The Wales and Berwick Act 1746 stated that all laws applying to England would also be applicable to Wales, unless the body of the law explicitly stated otherwise. However, during the latter part of the 19th century and early part of the 20th century the notion of a distinctive Welsh polity gained credence. In 1881 the Welsh Sunday Closing Act was passed, the first such legislation exclusively concerned with Wales. The Central Welsh Board was established in 1896 to inspect the grammar schools set up under the Welsh Intermediate Education Act 1889, and a separate Welsh Department of the Board of Education was formed in 1907. The Agricultural Council for Wales was set up in 1912, and the Ministry of Agriculture and Fisheries had its own Welsh Office from 1919.[7]

Home rule movement

[edit]

Despite the failure of popular political movements such as Cymru Fydd, a number of institutions, such as the National Eisteddfod (1861), the University of Wales (Prifysgol Cymru) (1893), the National Library of Wales (Llyfrgell Genedlaethol Cymru) (1911) and the Welsh Guards (Gwarchodlu Cymreig) (1915) were created. The campaign for disestablishment of the Anglican Church in Wales, achieved by the passage of the Welsh Church Act 1914 (effective from 1920), was also significant in the development of Welsh political consciousness. Without a popular base, the issue of home rule did not feature as an issue in subsequent general elections and was quickly eclipsed by the depression. By August 1925 unemployment in Wales rose to 28.5%, in contrast to the economic boom in the early 1920s, rendering constitutional debate an exotic subject.[8] In the same year Plaid Cymru was formed with the goal of securing a Welsh-speaking Wales.[9]

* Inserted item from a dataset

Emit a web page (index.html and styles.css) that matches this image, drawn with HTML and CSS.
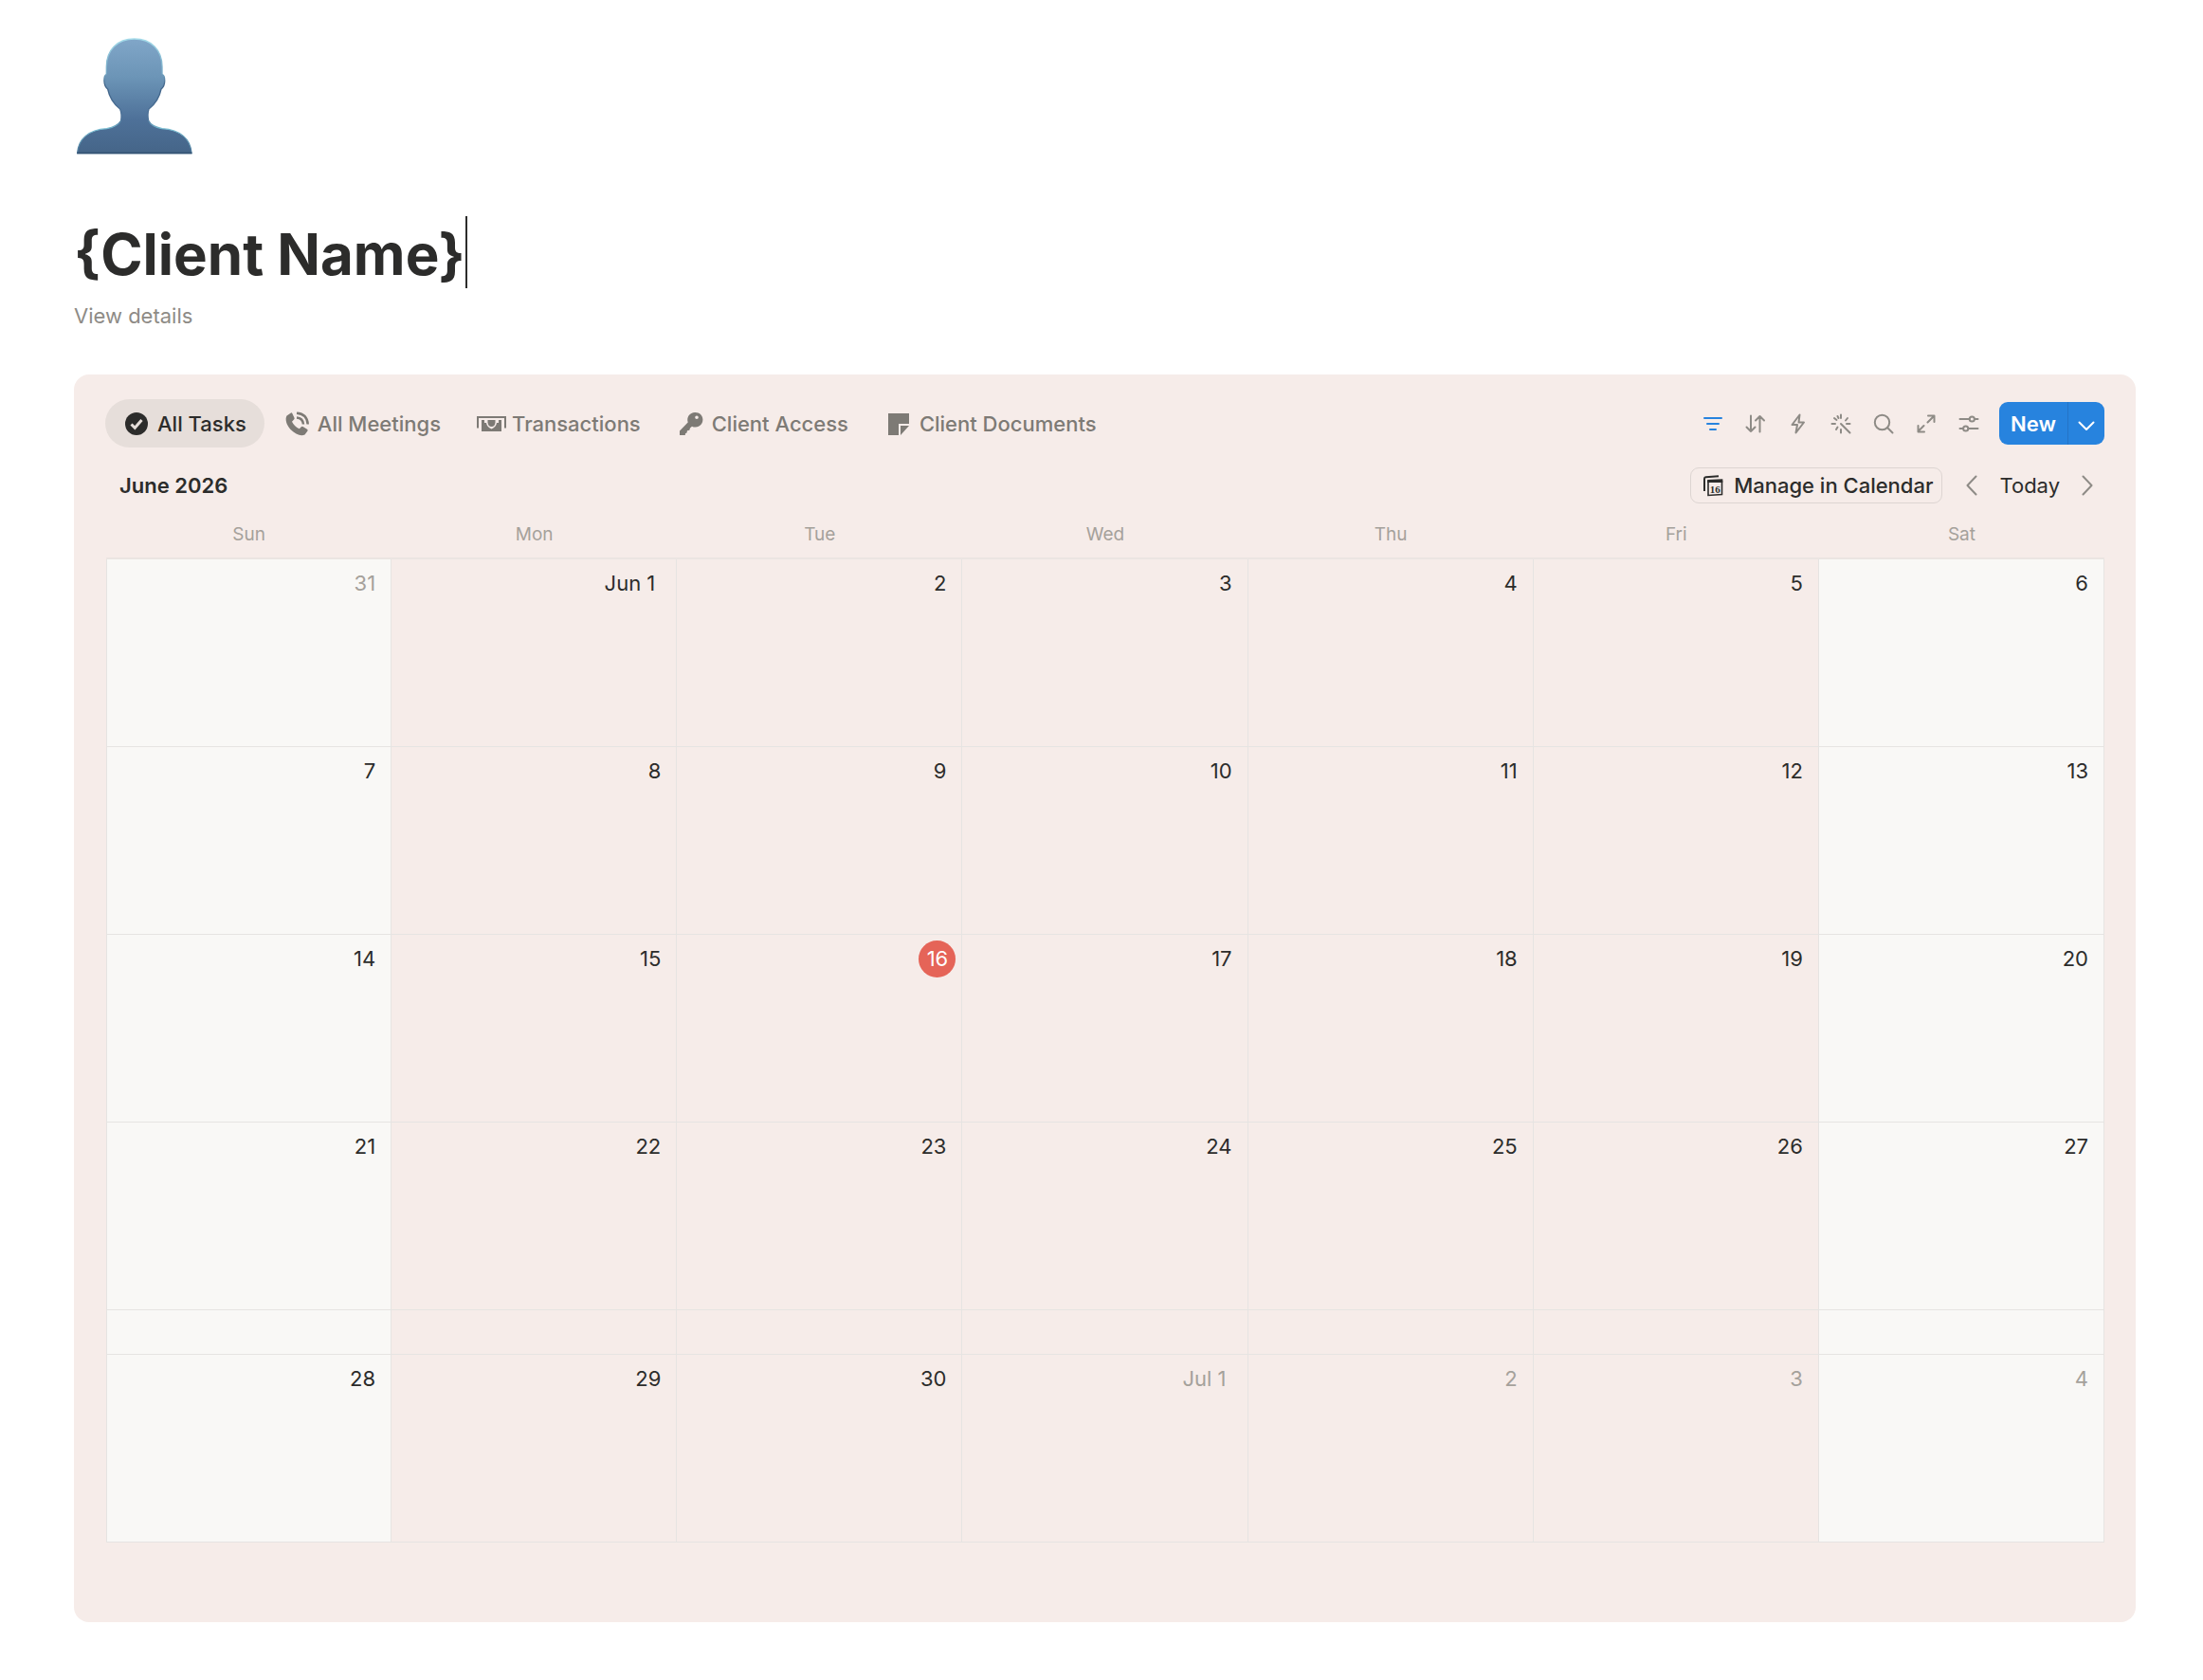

Following the Second World War the Labour Government of Clement Attlee established the Council for Wales and Monmouthshire, an unelected assembly of 27 with the brief of advising the UK government on matters of Welsh interest.[10] By that time, most UK government departments had set up their own offices in Wales.[7] By 1947, a unified Welsh Regional Council of Labour became responsible for all Wales.[11] In 1959 the Labour council title was changed from "Welsh Regional council" to "Welsh council", and the Labour body was renamed Labour Party Wales in 1975.[11]

The post of Minister of Welsh Affairs was first established in 1951, but was at first held by the UK Home Secretary. Further incremental changes also took place, including the establishment of a Digest of Welsh Statistics in 1954, and the designation of Cardiff (Caerdydd) as Wales's capital city in 1955. However, further reforms were catalysed partly as a result of the controversy surrounding the flooding of Capel Celyn in 1956. Despite almost unanimous Welsh political opposition the scheme had been approved, a fact that seemed to underline Plaid Cymru's argument that the Welsh national community was powerless.[12]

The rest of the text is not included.